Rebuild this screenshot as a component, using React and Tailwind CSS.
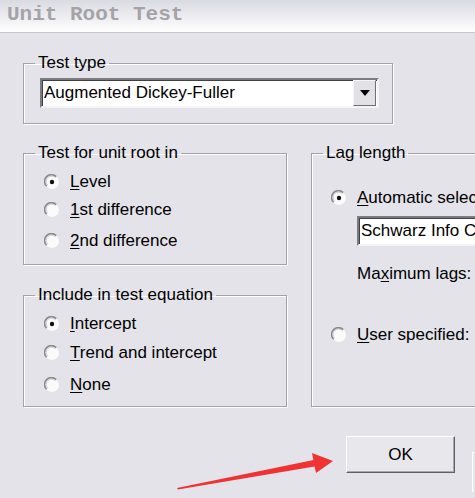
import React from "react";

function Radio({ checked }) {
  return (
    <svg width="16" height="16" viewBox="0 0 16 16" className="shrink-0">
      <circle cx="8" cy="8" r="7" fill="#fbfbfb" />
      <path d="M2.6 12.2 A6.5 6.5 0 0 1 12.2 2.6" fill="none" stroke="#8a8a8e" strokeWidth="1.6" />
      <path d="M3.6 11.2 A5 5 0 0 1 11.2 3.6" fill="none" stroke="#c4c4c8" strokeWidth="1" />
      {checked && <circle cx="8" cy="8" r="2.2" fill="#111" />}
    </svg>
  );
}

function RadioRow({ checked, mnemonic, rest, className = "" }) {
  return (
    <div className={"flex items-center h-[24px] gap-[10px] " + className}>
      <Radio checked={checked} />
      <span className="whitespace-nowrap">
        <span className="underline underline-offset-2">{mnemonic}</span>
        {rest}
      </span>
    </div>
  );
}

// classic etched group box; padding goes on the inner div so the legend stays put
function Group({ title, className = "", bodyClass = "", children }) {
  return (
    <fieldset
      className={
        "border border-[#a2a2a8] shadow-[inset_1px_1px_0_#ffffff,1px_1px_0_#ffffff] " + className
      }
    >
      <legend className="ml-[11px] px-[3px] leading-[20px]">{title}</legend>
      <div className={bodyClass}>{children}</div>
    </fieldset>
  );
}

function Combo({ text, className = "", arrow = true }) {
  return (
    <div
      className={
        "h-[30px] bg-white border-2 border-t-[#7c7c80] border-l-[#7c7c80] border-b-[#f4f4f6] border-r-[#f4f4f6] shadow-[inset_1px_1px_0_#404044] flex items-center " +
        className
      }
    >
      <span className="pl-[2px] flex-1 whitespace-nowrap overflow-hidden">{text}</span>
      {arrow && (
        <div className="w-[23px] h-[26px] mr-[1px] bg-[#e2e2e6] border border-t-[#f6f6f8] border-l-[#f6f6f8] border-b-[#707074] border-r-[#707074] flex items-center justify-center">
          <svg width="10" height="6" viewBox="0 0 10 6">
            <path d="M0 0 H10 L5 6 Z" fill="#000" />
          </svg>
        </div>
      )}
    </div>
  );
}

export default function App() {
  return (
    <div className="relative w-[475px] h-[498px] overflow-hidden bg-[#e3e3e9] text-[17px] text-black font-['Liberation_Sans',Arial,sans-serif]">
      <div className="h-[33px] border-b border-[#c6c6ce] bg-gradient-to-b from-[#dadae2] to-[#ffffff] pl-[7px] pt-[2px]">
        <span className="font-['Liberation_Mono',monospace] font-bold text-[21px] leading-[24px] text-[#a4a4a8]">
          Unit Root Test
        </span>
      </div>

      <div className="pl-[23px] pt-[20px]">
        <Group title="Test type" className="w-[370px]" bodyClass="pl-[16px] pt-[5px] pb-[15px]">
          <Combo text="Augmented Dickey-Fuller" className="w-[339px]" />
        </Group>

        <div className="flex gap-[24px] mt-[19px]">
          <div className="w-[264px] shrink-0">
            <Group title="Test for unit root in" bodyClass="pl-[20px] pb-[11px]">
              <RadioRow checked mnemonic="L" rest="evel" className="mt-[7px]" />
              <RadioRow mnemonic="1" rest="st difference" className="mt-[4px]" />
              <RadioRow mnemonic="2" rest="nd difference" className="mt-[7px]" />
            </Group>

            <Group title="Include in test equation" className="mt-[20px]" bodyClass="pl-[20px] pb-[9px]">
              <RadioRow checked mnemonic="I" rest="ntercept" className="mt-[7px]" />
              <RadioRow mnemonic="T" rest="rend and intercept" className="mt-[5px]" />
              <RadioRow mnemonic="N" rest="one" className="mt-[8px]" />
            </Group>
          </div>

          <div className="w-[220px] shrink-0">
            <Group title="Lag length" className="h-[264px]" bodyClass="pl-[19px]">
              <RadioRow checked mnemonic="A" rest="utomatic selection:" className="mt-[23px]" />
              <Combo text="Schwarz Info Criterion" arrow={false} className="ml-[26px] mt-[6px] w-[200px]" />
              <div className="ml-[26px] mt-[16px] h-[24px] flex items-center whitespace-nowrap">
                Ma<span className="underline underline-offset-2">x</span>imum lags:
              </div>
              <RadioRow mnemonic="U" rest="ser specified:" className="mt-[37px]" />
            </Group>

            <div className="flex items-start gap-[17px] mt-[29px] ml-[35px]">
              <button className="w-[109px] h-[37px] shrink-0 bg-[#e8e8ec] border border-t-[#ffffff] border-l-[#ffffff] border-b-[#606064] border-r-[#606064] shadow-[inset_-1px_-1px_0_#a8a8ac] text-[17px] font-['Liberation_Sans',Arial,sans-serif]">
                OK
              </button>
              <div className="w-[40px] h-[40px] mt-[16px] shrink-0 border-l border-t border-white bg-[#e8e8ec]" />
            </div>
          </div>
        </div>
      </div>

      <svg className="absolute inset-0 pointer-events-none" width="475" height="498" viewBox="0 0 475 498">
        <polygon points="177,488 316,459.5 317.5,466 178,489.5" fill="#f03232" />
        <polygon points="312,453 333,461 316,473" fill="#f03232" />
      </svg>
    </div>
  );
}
-------
Emit the lines of the material exactly, from its first line to the line containing "import React from", inclusive; leave every picture out.

Rebuild this screenshot as a component, using React and Tailwind CSS.
import React from "react";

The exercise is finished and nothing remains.